BENGKULU UTARA, BE - Dewan Perwakilan Rakyat Daerah (DPRD) Kabupaten Bengkulu Utara (BU) mengecam keras tindak kekerasa seksual pada anak di bawah umum yang baru-baru ini terjadi di Kabupaten Bengkulu Utara. Kejadian itu, merupakan yang ke beberapa kali terjadi. Dan kekerasan yang terjadi, justru dilakukan oleh orang terdekat, baik dalam hubungan keluarga ataupun pertemanan.
Ketua DPRD Bengkulu Utara, Sonti Bakara SH saat ditemui terkait persoalan kekerasan seksual pada anak yang banyak dijumpai bahwa korban mengalami kekerasan berulang.
Kasus yang terjadi baru-baru ini terjadi pada seorang anak di bawah umur, korban mengalami tindakan asusila sejak duduk di kelas tiga Sekolah Dasar (SD) hingga kelas 9 Sekolah Menengah Pertama (SMP) oleh ayah kandungnya.
"Ini yang sangat kita kecam, karena dampak kekerasan seksual pada anak di bawah umur akan memberikan dampak trauma mendalam terhadap korban. Terbaru kasus ayah kandung melakukan tindak asusila terhadap anak kandungnya sendiri sejak duduk di bangku kelas tiga SD," terang Sonti Bakara.
Lebih lanjut Sonti Bakara menjelaskan, terdapat tiga dampak yang bisa terjadi pada anak apabila mengalami kekerasan seksual.
Pertama, dampak fisik seperti rusaknya alat reproduksi, infeksi pada vagina atau anus, terjadi penyakit menular seperti HIV, herpes.
Kedua, dampak psikis trauma antara lain, pengkhianatan atau hilangnya kepercayaan pada orang dewasa (betrayal), trauma secara seksual (traumatic sexualization), merasa tidak berdaya (powerlessness).
Ketiga, dampak sosial mendapatkan stigma negatif dari masyarakat sehingga menimbulkan rasa tidak percaya pada orang lain dan mengisolasi diri dari ruang sosial.
Persoalan kekerasan seksual juga menjadi perbincangan serius karena menyebabkan efek domino pada korban.
"Dampak atau efek yang ditimbulkan memang sangat banyak terhadap korban yang dapat menimbulkan persoalan baru yang menyangkut pada masa depan korban," terangnya.

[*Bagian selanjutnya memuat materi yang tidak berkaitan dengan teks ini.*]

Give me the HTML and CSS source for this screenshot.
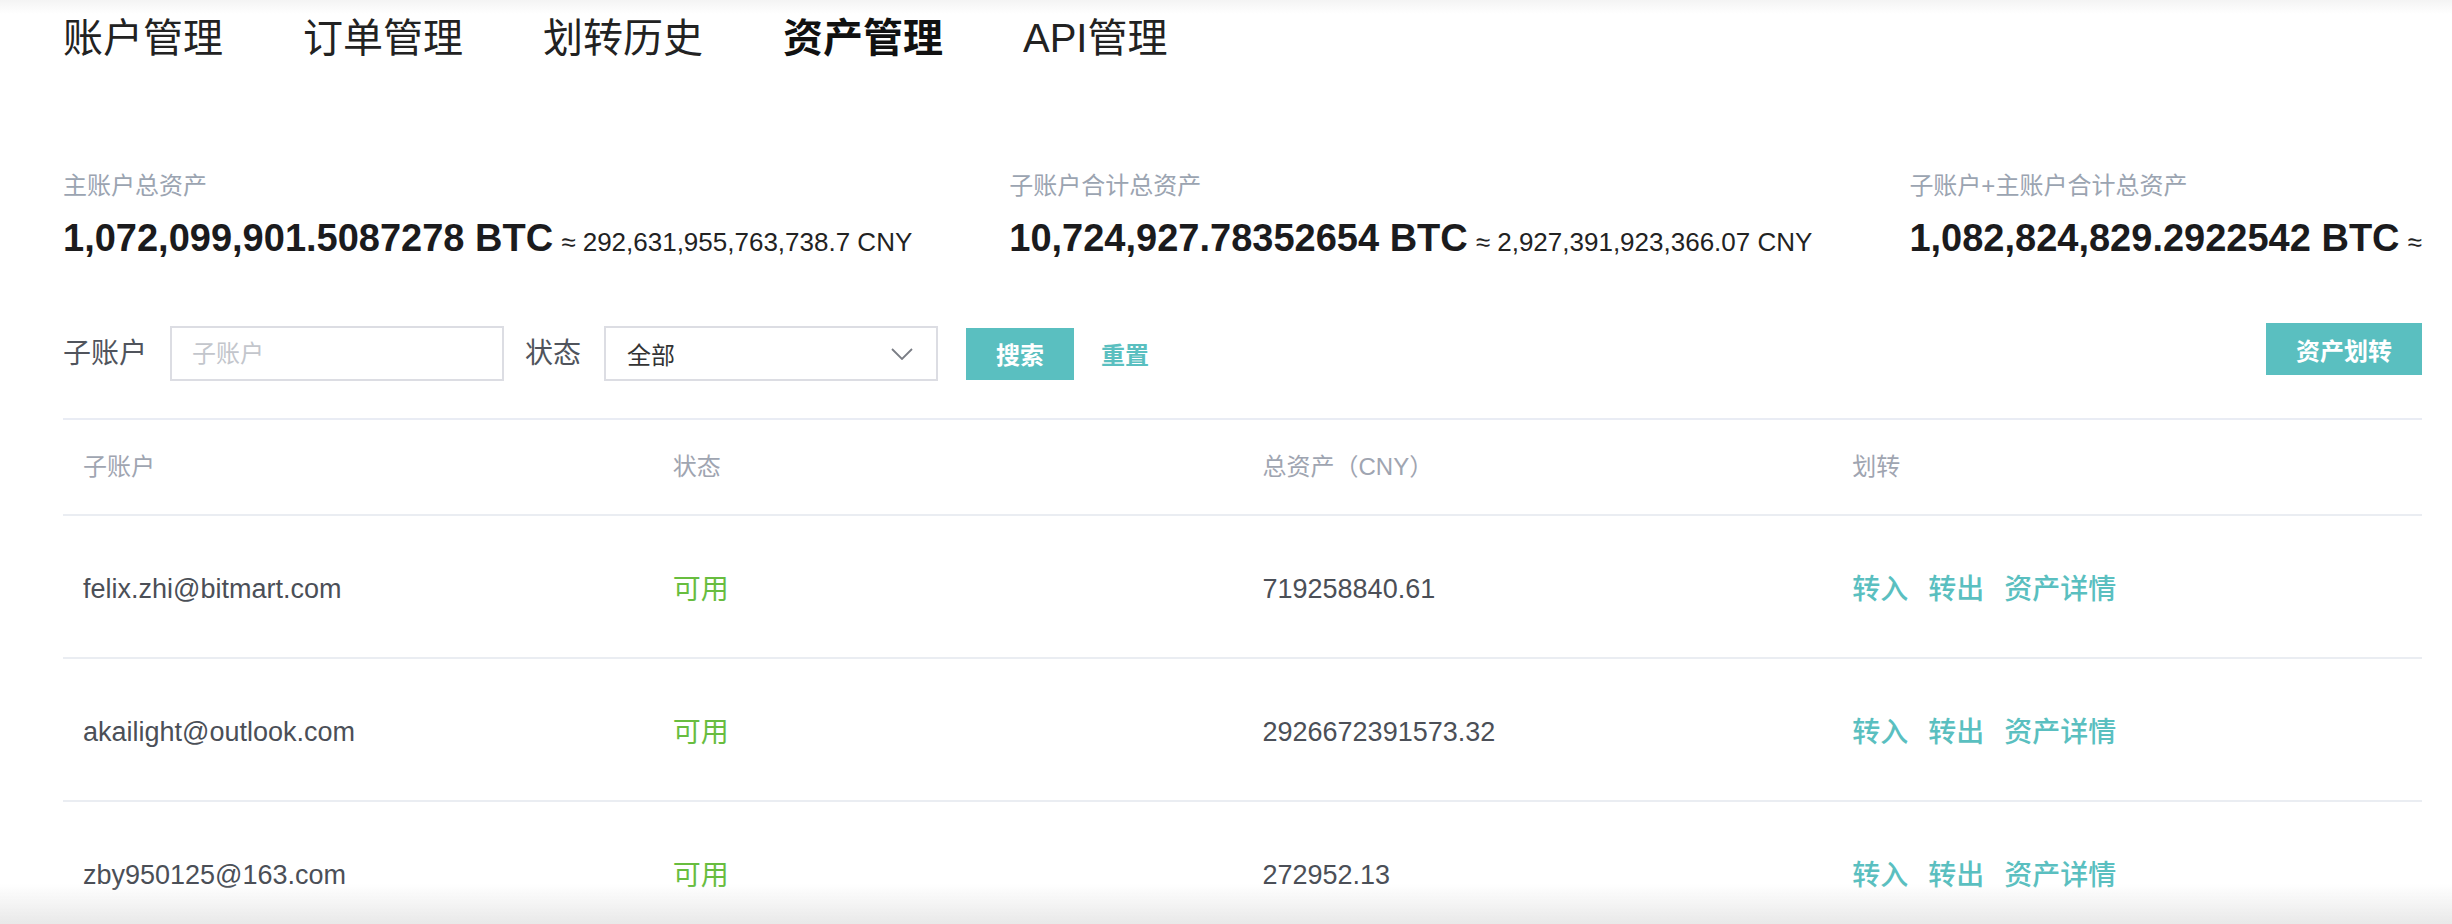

Menurut Sonti Bakara, permasalahan perlindungan korban kekerasan membutuhkan kerjasama lintas sektor, lintas profesi dan juga multidisiplin yang memusatkan keberpihakan kepada penyintas, serta orangtua, lembaga pendidikan formal dan non formal, komunitas sosial, pemerintah dan masyarakat untuk aktif melakukan upaya pencegahan dengan memberikan pendidikan seksual berjenjang sesuai dengan kelompok usia dan tingkat pendidikan.
Muatan pendidikan seksual dapat diberikan dalam proses belajar di rumah, pembelajaran di kelas, orientasi siswa masuk sekolah dan sosialisasi pendidikan seksual lainnya.
Pendidikan seksual dan informasi seputar permasalahan seksual harus diberikan kepada anak sedini mungkin. Pengenalan pendidikan seksual terhadap anak dapat diawali dengan memperkenalkan fungsi anggota tubuh. Seperti memperkenalkan anggota tubuh vital anak, anggota tubuh yang boleh disentuh dan tidak boleh disentuh. Sentuhan boleh dan sentuhan tidak boleh, serta pelukan aman dan pelukan membahayakan.
Pada anak usia dini diajarkan pula untuk berani berbicara tentang apa yang dialaminya dan orang tua juga harus intens memantau perkembangan anak. Pendidikan seks harus dilakukan berjenjang dan akan lebih komprehensif diberikan kepada anak usia remaja.
Remaja merupakan fase anak mulai mengalami pubertas disertai perkembangan organ reproduksi. Dengan demikian remaja harus mendapatkan pendidikan yang akurat tentang seksualitas untuk mencegah terjadinya pelecehan dan kekerasan seksual.